= Liam Durcan =

Canadian neurologist

Liam Durcan is a Canadian neurologist at the Montreal Neurological Hospital and an Assistant Professor at McGill University. He has published two novels and a collection of short stories: A Short Journey by Car (Véhicule Press 2004), Garcia's Heart (McClelland & Stewart 2008), and The Measure of Darkness (Bellevue Literary Press 2016). Born in Winnipeg, Durcan lived in Detroit briefly as a child, and has been at the Montreal Neurological Institute since 1994.

== Writing ==
Durcan's first novel, Garcia’s Heart (McClelland & Stewart 2008) is set in Montreal. Through an act of graffiti tagging its protagonist Patrick, an entrepreneur in the medical industry who grew up in Montreal, crosses paths with Hernan Garcia, who runs a corner store or dépanneur. As the story unfolds, we find that Garcia was a doctor in Central America prior to arriving in Montreal. Garcia did work for a Central American government that has him on trial at the International Court of Justice at The Hague. Patrick attends Garcia's trial trying to sort out his feelings for his former mentor in light of the new evidence. His endeavour is further complicated when Garcia's daughter - Patrick's first girlfriend - appears. Garcia's Heart won the 2008 Arthur Ellis Award for best first novel.

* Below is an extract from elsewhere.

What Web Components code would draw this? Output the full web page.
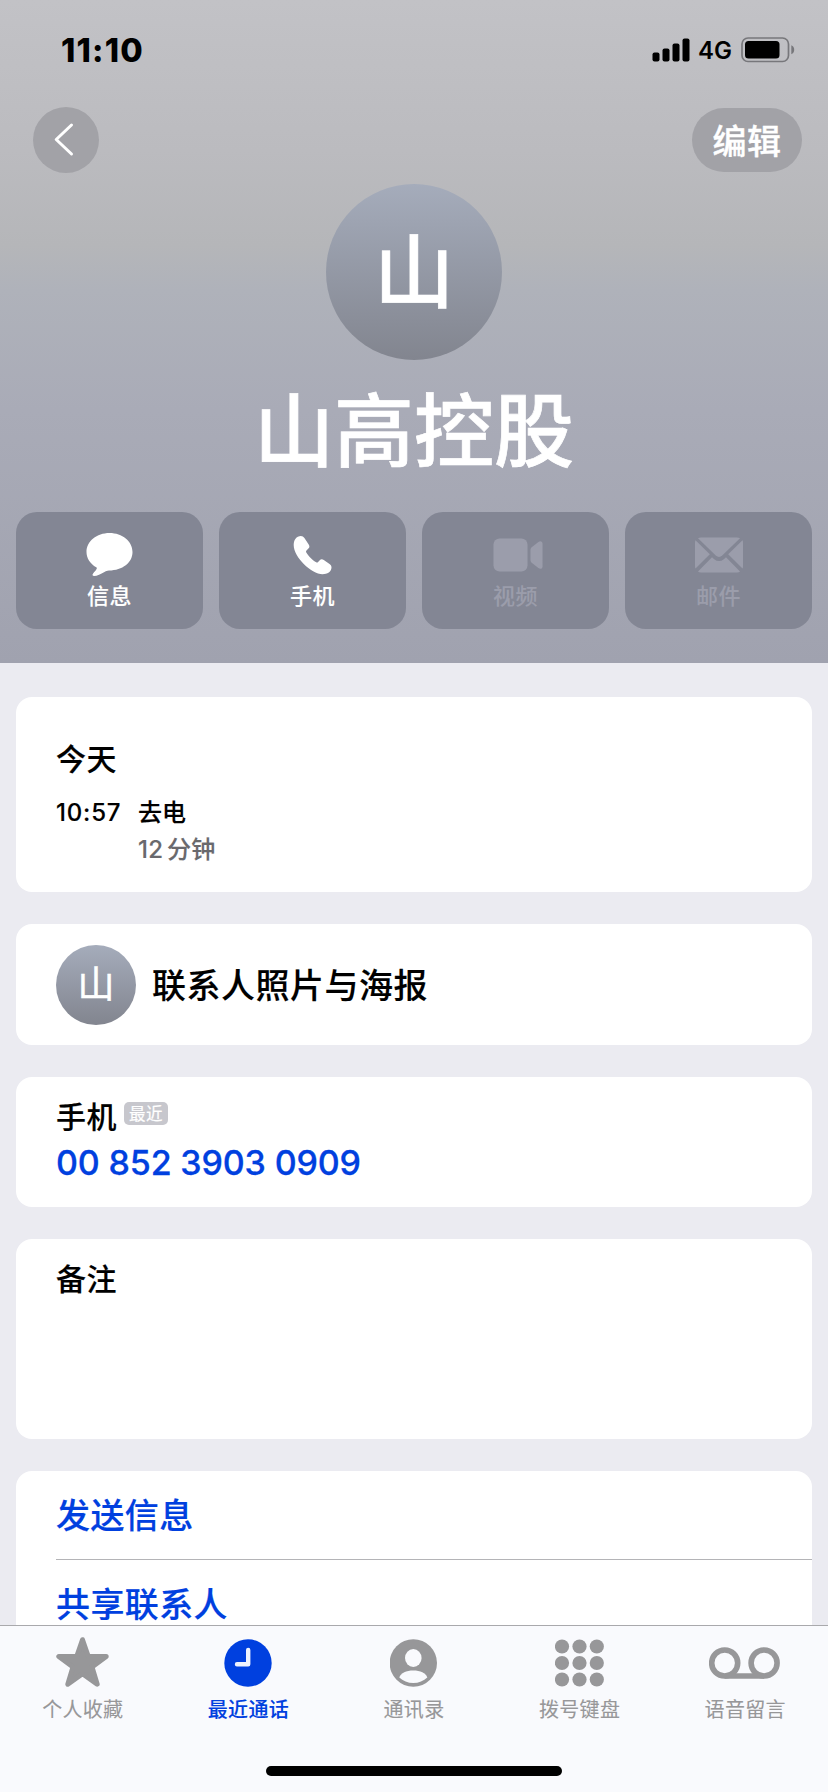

The Measure of Darkness (Bellevue Literary Press 2016) is Durcan's second novel, and describes the life of an architect, Martin, who has suffered neglect and a severe brain injury as a result of a car accident. Martin cannot remember events from the days leading up to his accident. Relations within Martin's family reflect neglect: he's twice divorced and estranged from his two daughters, though one is an architect at the firm he founded. Martin's brother, who he hasn't seen in decades, comes to help him during his convalescence. While recovering, Martin recalls researching Konstantin Melnikov, a Russian architect during the Soviet era, during his undergraduate days. Martin and his supervising professor visited Melnikov in Moscow. Thoughts of Melnikov help pull Martin through his recovery. Of the novel, Durcan said "there was a story that I needed to tell, perhaps just for myself."

The short story collection A Short Journey by Car (Véhicule Press 2004) was chosen as one of The Globe and Mail's Top 100 books of 2004.Quill & Quire says of Durcan, "even when he’s falling flat, Durcan is a smooth and confident writer. Some hit-and-miss is inevitable in a collection of this breadth, and Short Journey’s good stuff bodes well for the author’s future work."

Durcan's short fiction has been published in The Fiddlehead, Zoetrope, The Antigonish Review, and Maisonneuve.

== Awards ==
Durcan won the 2004 QWF/CBC Quebec short story competition for Kick (published in A Short Journey by Car), has been nominated for the Journey Prize, and was long-listed for the 2009 Dublin IMPAC prize for his debut novel, Garcia’s Heart.